Still, the opulent beauty of a rainbow contrasted with the powerful but likely destructive force of a volcano, over the Ocean because why not? This combination represents the balance between opposing forces in nature or life, and the potential for both harmony and chaos to coexist. Where the grounded permanent structures of old meet the fleeting prisms of thought and light, all cast over water, which is always metaphorically the emotional aspect of life here, as this.
How calm and grounded can I stay through this upheaval? A process that feels violent but unfamiliar, where I am unsure and often overwhelmed but not in a panic. Like giving birth, and not realizing that I would be, again. Free is only for the fearless, as I read in a carefully chosen font over a movie trailer yesterday. Balancing harmony and chaos. Freedom with fear. A juxtaposition of opposites as the world erupts into further mayhem, and I eat oatmeal for breakfast, avoiding the news.
On any given day I can be a rainbow, a volcano, or just the dust between the two as everything I ever believed in shifts. I try not to lose myself in keeping up or paying attention (at the cost of my well-being.)
I don’t have money for all of the crap that I was brainwashed into thinking I needed to buy to distract myself from the way that I felt but somehow.
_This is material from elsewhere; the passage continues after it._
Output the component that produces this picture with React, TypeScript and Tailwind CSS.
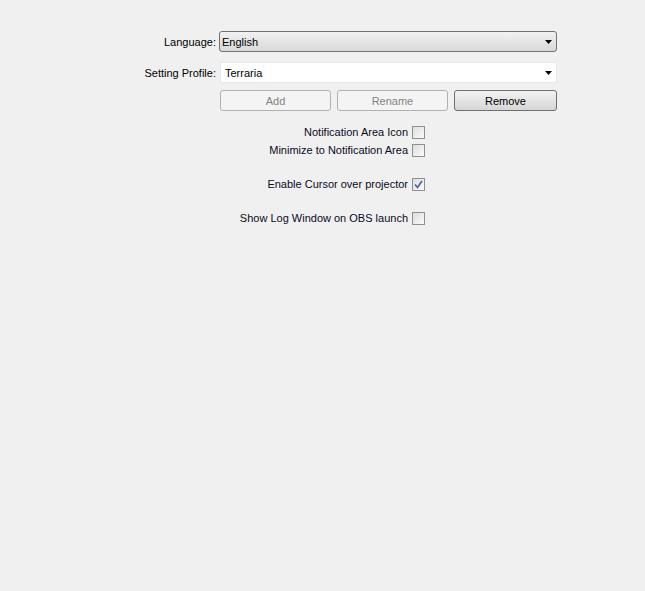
import { useState } from "react";

const font = "font-['Liberation_Sans',Arial,sans-serif]";

const Caret = () => (
  <svg width="7" height="4" viewBox="0 0 7 4" className="shrink-0">
    <path d="M0 0h7L3.5 4z" fill="#000" />
  </svg>
);

const Check = ({ checked, onToggle }: { checked: boolean; onToggle: () => void }) => (
  <button
    onClick={onToggle}
    className="flex h-[13px] w-[13px] items-center justify-center border border-[#8e8f8f] bg-gradient-to-br from-[#dcdcdc] to-[#fbfbfb] p-0"
  >
    {checked && (
      <svg width="9" height="9" viewBox="0 0 9 9">
        <path d="M1 4.5l2.5 3L8 1" stroke="#4a5f97" strokeWidth="1.6" fill="none" />
      </svg>
    )}
  </button>
);

const ToggleRow = ({ label, defaultOn = false }: { label: string; defaultOn?: boolean }) => {
  const [on, setOn] = useState(defaultOn);
  return (
    <div className="flex items-center justify-end gap-1 h-[18px]">
      <span>{label}</span>
      <Check checked={on} onToggle={() => setOn(!on)} />
    </div>
  );
};

export default function App() {
  return (
    <div className={`h-[591px] w-[645px] bg-[#f0f0f0] text-[11px] text-black ${font}`}>
      <div className="grid grid-cols-[217px_338px] items-center gap-x-[2px] pt-[31px]">
        <span className="text-right pr-[1px] pt-[1px]">Language:</span>
        <div className="flex h-[21px] items-center justify-between rounded-[3px] border border-[#707070] bg-gradient-to-b from-[#f2f2f2] to-[#d8d8d8] pl-[2px] pr-[4px]">
          <span className="pt-[1px]">English</span>
          <Caret />
        </div>

        <span className="mt-[10px] text-right pr-[1px] pt-[1px]">Setting Profile:</span>
        <div className="mt-[10px] ml-[1px] flex h-[21px] items-center justify-between border border-[#e3e9ef] bg-white pl-[4px] pr-[4px]">
          <span className="pt-[1px]">Terraria</span>
          <Caret />
        </div>

        <span />
        <div className="mt-[7px] ml-[1px] flex gap-[6px]">
          <button className="h-[21px] w-[112px] rounded-[3px] border border-[#adb2b5] bg-[#f4f4f4] pt-[1px] text-[#838383]">
            Add
          </button>
          <button className="h-[21px] w-[112px] rounded-[3px] border border-[#adb2b5] bg-[#f4f4f4] pt-[1px] text-[#838383]">
            Rename
          </button>
          <button className="h-[21px] w-[104px] rounded-[3px] border border-[#707070] bg-gradient-to-b from-[#f2f2f2] to-[#d6d6d6] pt-[1px]">
            Remove
          </button>
        </div>
      </div>

      <div className="mt-[12px] w-[425px] text-[#0a0a1e]">
        <ToggleRow label="Notification Area Icon" />
        <ToggleRow label="Minimize to Notification Area" />
        <div className="h-[16px]" />
        <ToggleRow label="Enable Cursor over projector" defaultOn />
        <div className="h-[16px]" />
        <ToggleRow label="Show Log Window on OBS launch" />
      </div>
    </div>
  );
}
I feel calmer. More real. I am more in control of what I invest my emotional state of being into and what I am willing to consume, as simultaneously the ways that I went places, and cared about being at things evaporates.
How beautiful is it, really? Living long enough to get to the other side of the chaos. Then growing into the ability to turn it all into something new, something of value, something that speaks, without speaking? Only color and light and letters and soul. Often kicking, often screaming. But in the end, doing the thing I’ve been saying I would do my entire life. With no idea how, and no idea what will happen next.
I just listen to A&W over and over and over and bend light into art in my little living room. With my hope and scars and headphones and stories.
The full spectrum of experience, absence, and the transformation required to give it all a voice, in every color, as big as it will let me.